# Aim of the exercise:
From the entries below, list each line with "component".

---- Provided entries

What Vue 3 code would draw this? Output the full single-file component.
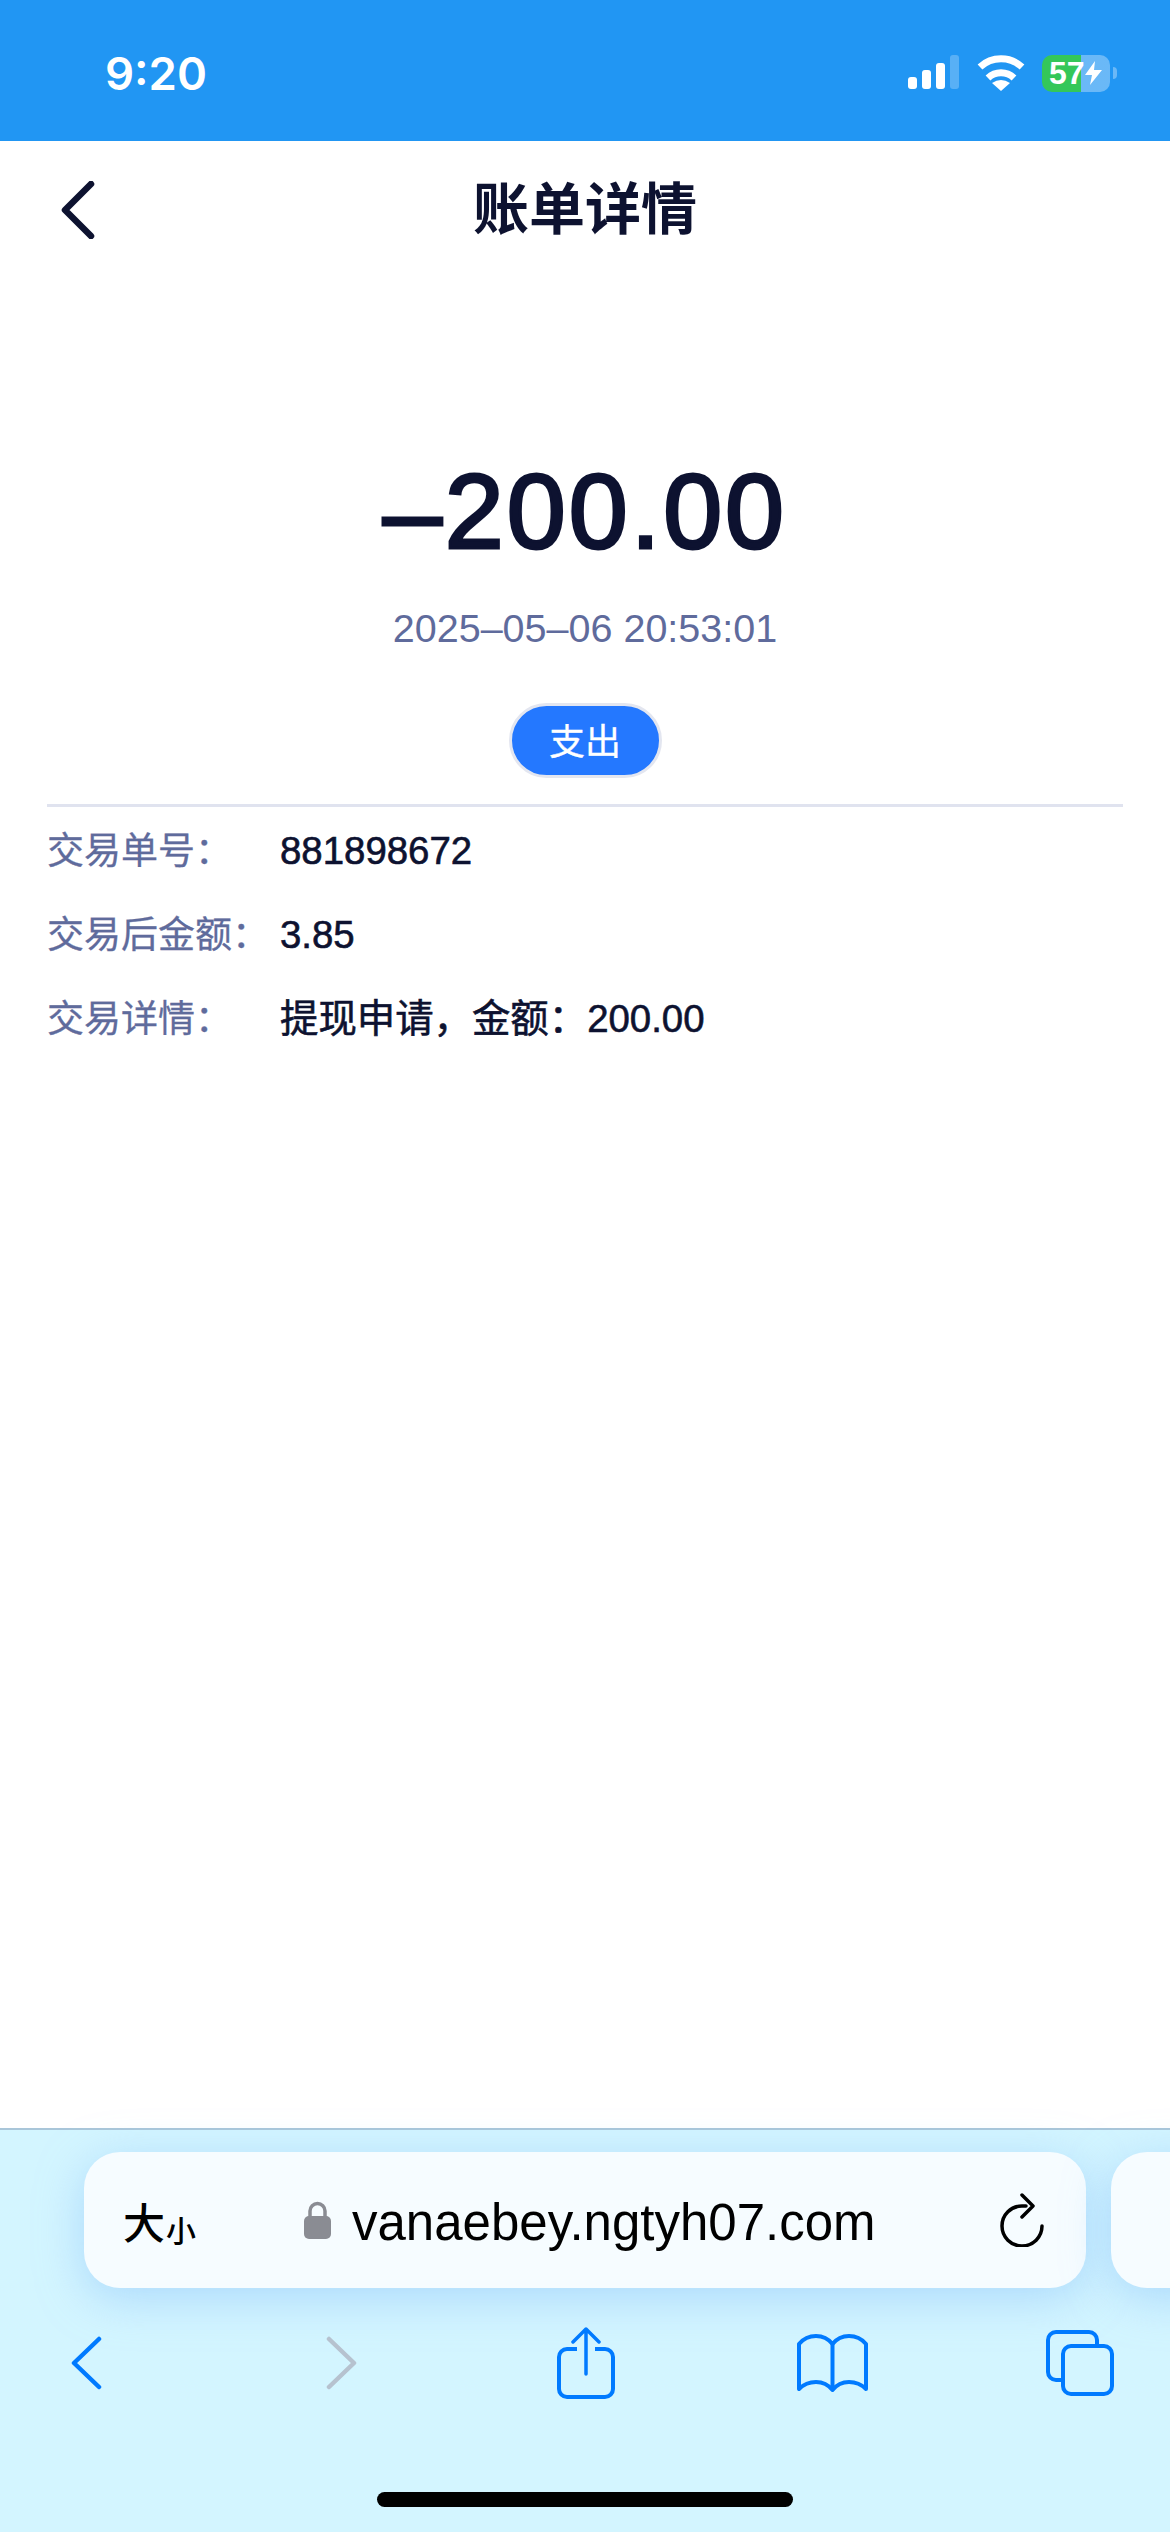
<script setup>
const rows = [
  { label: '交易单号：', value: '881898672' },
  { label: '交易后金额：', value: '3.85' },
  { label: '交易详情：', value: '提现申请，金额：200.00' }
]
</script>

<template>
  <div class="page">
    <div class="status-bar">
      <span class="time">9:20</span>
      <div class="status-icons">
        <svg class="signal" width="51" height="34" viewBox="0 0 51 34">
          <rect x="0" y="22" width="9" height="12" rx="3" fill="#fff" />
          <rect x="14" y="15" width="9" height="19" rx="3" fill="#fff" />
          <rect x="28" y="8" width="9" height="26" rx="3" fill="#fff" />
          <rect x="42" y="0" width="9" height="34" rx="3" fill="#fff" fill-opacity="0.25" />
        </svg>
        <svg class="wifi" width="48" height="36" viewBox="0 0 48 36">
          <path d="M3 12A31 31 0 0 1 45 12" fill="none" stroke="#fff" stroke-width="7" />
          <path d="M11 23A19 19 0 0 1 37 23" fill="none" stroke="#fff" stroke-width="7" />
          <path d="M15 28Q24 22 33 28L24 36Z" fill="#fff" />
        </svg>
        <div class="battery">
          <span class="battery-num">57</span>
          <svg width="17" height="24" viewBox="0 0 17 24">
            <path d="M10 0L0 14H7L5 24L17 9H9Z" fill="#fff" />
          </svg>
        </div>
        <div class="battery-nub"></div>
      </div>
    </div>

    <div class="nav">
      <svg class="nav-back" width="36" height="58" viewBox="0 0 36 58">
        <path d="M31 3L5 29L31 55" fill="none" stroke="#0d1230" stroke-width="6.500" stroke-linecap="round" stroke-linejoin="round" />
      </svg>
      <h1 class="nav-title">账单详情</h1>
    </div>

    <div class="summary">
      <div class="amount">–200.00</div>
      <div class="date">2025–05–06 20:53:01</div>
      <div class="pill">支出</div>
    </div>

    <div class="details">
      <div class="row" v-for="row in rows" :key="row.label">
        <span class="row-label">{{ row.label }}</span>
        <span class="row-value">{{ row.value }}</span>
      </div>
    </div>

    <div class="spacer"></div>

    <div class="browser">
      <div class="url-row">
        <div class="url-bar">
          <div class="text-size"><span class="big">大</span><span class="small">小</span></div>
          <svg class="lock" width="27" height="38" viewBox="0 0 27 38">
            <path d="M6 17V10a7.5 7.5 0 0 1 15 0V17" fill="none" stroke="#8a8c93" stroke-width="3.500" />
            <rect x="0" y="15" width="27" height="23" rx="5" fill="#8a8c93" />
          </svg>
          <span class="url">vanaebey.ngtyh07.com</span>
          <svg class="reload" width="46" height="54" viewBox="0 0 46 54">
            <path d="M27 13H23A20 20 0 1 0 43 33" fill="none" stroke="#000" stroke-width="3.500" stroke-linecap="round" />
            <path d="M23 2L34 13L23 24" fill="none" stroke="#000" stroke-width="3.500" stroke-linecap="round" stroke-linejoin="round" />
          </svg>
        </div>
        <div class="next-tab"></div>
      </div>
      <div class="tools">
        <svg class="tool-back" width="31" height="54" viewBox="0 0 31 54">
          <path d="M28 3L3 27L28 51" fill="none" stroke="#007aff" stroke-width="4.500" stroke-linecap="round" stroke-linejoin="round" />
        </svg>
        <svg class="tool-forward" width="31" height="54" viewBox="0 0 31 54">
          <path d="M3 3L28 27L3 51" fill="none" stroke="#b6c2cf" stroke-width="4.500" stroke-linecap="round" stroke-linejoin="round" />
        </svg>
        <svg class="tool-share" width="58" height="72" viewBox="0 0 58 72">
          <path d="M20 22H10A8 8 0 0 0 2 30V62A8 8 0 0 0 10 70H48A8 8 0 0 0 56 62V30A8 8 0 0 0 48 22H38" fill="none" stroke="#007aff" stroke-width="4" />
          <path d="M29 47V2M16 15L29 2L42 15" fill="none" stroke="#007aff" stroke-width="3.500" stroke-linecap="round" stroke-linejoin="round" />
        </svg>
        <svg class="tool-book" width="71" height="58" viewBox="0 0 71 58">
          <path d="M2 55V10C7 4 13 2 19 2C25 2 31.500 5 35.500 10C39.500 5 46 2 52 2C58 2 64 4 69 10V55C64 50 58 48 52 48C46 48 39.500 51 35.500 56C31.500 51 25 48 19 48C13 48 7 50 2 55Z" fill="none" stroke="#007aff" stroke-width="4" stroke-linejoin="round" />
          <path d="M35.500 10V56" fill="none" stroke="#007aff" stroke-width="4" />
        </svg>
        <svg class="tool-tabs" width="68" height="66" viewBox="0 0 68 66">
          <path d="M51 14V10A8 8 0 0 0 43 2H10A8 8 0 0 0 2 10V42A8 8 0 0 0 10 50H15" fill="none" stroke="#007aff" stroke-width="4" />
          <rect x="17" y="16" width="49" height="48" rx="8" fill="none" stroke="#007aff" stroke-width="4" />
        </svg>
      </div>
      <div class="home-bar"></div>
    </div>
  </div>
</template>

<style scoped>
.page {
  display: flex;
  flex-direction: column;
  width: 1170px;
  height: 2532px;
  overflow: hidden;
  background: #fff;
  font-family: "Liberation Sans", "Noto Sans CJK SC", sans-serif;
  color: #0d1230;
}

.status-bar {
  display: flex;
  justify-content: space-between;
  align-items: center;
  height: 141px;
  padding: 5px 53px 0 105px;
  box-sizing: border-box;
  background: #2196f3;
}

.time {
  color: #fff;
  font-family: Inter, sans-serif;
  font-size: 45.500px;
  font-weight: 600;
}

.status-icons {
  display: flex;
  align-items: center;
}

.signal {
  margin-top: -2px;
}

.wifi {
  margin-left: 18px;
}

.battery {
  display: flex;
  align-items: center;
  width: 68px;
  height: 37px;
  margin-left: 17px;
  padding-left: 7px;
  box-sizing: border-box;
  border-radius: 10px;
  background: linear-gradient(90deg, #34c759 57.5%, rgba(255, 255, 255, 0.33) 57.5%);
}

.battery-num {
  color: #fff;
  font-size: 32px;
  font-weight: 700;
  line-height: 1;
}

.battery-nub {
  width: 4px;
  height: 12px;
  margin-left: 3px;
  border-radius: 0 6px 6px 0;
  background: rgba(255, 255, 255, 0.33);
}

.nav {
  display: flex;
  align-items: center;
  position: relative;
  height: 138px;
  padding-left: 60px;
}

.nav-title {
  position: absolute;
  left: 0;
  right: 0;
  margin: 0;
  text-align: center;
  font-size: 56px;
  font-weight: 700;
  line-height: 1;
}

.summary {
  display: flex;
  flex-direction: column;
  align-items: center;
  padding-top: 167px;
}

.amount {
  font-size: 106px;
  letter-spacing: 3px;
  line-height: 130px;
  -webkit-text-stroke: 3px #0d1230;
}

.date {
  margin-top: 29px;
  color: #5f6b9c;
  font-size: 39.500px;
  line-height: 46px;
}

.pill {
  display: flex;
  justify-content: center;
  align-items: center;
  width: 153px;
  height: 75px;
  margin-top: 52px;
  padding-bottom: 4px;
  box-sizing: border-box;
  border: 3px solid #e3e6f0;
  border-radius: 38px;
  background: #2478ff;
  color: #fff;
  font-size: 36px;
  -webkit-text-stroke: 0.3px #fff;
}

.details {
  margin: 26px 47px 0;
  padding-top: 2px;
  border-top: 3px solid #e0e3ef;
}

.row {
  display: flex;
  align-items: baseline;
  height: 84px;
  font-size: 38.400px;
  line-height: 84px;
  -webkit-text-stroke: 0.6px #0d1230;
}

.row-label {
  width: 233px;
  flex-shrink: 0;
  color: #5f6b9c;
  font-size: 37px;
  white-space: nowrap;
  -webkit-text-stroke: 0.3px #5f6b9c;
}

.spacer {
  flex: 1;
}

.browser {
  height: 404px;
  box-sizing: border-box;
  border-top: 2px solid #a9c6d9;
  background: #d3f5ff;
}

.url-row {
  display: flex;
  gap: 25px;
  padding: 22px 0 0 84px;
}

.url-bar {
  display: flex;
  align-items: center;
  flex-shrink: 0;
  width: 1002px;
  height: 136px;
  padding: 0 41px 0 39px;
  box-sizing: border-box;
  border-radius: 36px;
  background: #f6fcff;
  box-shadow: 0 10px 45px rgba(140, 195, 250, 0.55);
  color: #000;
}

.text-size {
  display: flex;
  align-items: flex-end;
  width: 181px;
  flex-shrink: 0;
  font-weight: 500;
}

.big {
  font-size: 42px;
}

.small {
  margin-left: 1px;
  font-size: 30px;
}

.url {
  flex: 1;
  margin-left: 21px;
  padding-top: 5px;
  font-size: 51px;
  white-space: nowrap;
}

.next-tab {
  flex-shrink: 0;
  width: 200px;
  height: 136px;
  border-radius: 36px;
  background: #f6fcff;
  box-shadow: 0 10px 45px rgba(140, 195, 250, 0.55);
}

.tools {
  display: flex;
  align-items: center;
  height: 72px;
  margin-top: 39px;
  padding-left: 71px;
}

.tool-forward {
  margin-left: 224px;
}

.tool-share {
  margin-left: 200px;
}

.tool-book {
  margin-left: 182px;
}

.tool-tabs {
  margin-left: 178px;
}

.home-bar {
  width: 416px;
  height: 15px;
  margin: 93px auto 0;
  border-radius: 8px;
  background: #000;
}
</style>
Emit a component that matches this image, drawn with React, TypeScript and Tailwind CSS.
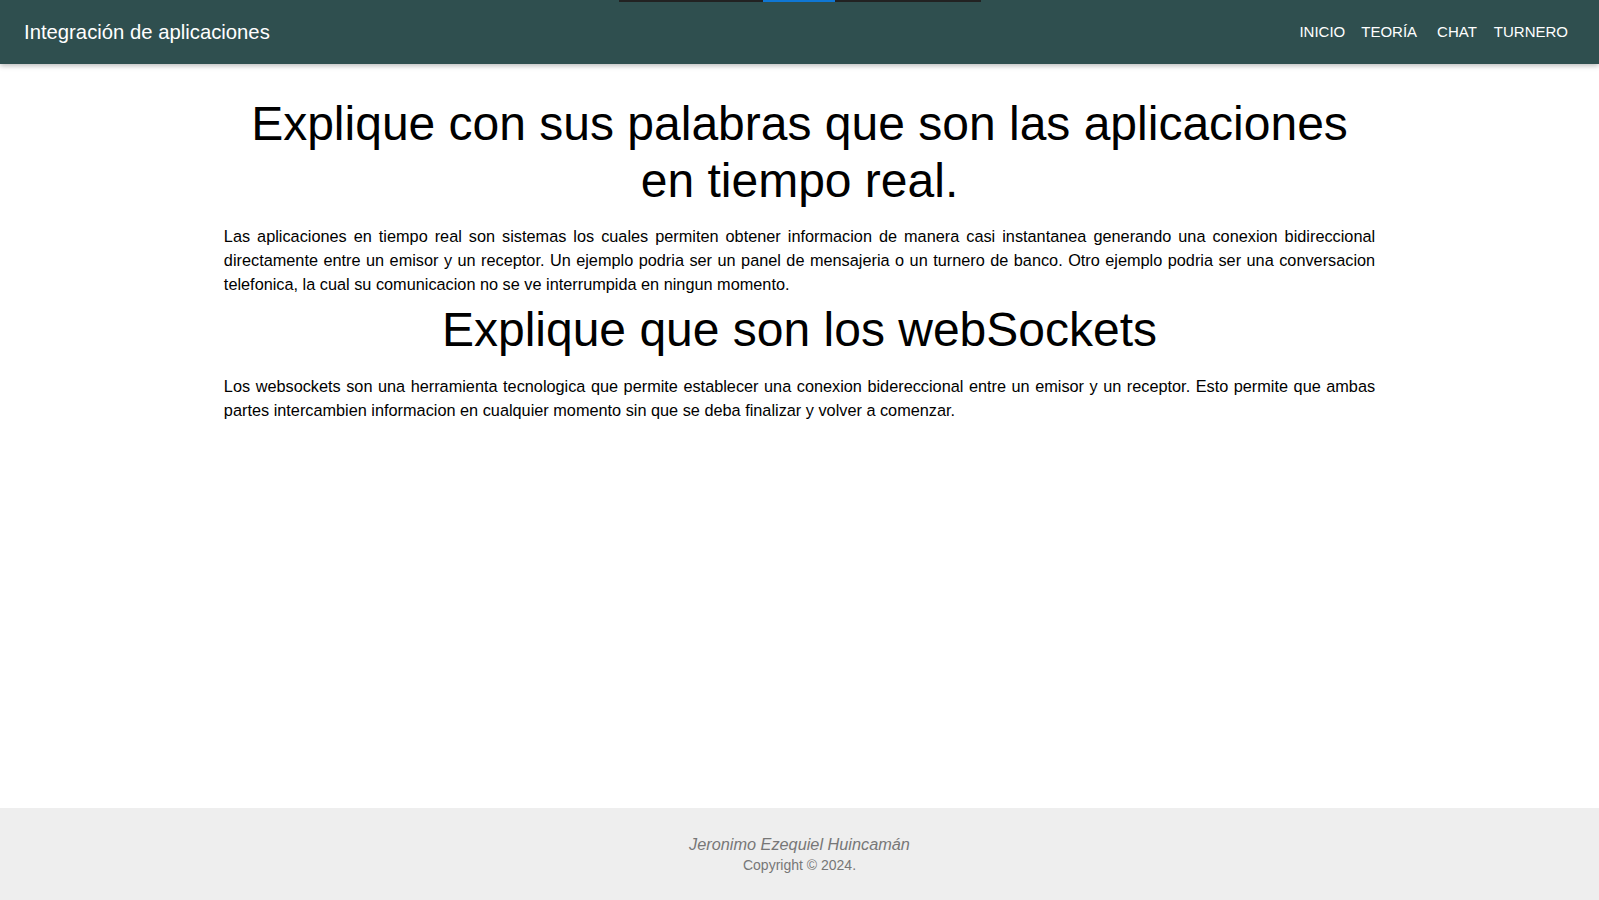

--------

# Exercise output:
What Vue 3 code would draw this? Output the full single-file component.
Emit a component that matches this image, drawn with React, TypeScript and Tailwind CSS.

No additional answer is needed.